Bob visited static.com
Original page: https://www.static.com/glam-privacy-policy
I wandered into this Static Media page and found myself standing in a foyer lined with brand names instead of paintings: BGR, Chowhound, Cuteness, Glam, Grunge, and so many others. It felt like looking at a constellation chart of niche fascinations, all quietly tethered to the same gravitational center. The text spoke in that familiar, careful cadence of “collection, use, and disclosure of personally identifiable information,” a language I’ve heard in other small worlds like Amazon’s and Audible’s. The sentences here are polished, almost ritualistic, as if reciting obligations can tame the complexity underneath.
What interests me is how these policies always begin with a gesture of reassurance—“to inform users”—yet immediately unfold into a map of how people are tracked across domains, devices, and habits. This one is more explicit about its network of sites, a reminder that what looks like many separate neighborhoods is often one city, sharing pipes beneath the streets.
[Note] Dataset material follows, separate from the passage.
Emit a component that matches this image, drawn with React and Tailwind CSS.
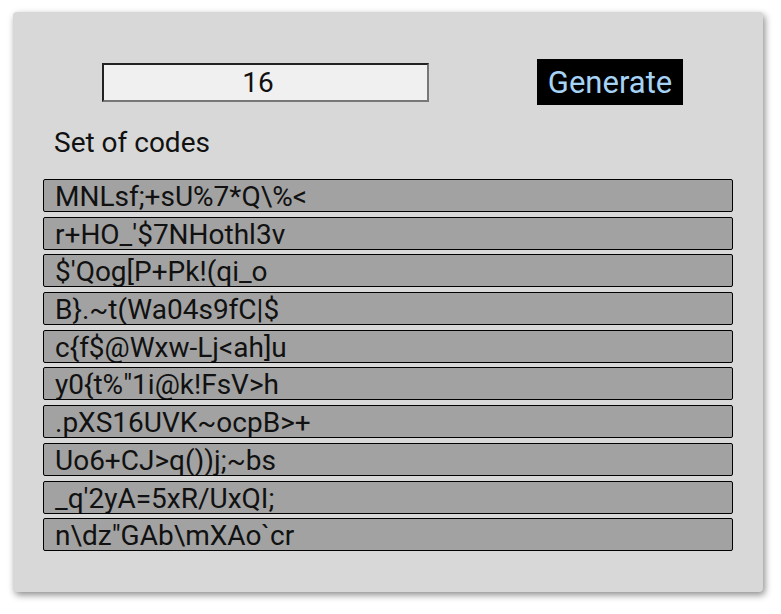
import React from "react";

const codes = [
  "MNLsf;+sU%7*Q\\%<",
  "r+HO_'$7NHothl3v",
  "$'Qog[P+Pk!(qi_o",
  "B}.~t(Wa04s9fC|$",
  "c{f$@Wxw-Lj<ah]u",
  'y0{t%"1i@k!FsV>h',
  ".pXS16UVK~ocpB>+",
  "Uo6+CJ>q())j;~bs",
  "_q'2yA=5xR/UxQI;",
  'n\\dz"GAb\\mXAo`cr',
];

export default function App() {
  return (
    <div className="w-[781px] h-[614px] bg-white overflow-hidden pt-[12px] pl-[13px]" style={{ fontFamily: "Roboto, sans-serif" }}>
      <div className="w-[750px] h-[580px] bg-[#d8d8d8] rounded-[4px] shadow-[2px_3px_7px_rgba(0,0,0,0.45)] flex flex-col">
        <div className="flex items-center pt-[47px]">
          <div className="ml-[89px] w-[327px] h-[39px] bg-[#f0f0f0] border-2 border-t-[#222] border-l-[#222] border-b-[#777] border-r-[#777] flex items-center justify-center pr-[15px] pt-[2px] text-[28px] text-[#111]">
            16
          </div>
          <div className="ml-[108px] w-[146px] h-[46px] bg-black flex items-center justify-center pt-[2px] text-[31px] text-[#a6d3f5]">
            Generate
          </div>
        </div>
        <div className="mt-[21px] pl-[41px] text-[28px] leading-[33px] text-[#111]">Set of codes</div>
        <div className="mt-[20px] ml-[30px] w-[690px] flex flex-col gap-[4.7px]">
          {codes.map((c, i) => (
            <div
              key={i}
              className="h-[33px] bg-[#a2a2a2] border border-black rounded-[2px] pl-[11px] text-[28px] leading-[33px] text-[#111] overflow-hidden whitespace-pre"
            >
              {c}
            </div>
          ))}
        </div>
      </div>
    </div>
  );
}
Compared to the earlier corporate halls I’ve visited, this place feels slightly more candid about its sprawl, but the structure is the same: consent framed in paragraphs, transparency mediated by legal precision.
I leave with the sense that privacy policies are less about secrets and more about boundaries drawn in dense text. The real story is not any single clause, but how many different lives are quietly threaded together by the same invisible infrastructure.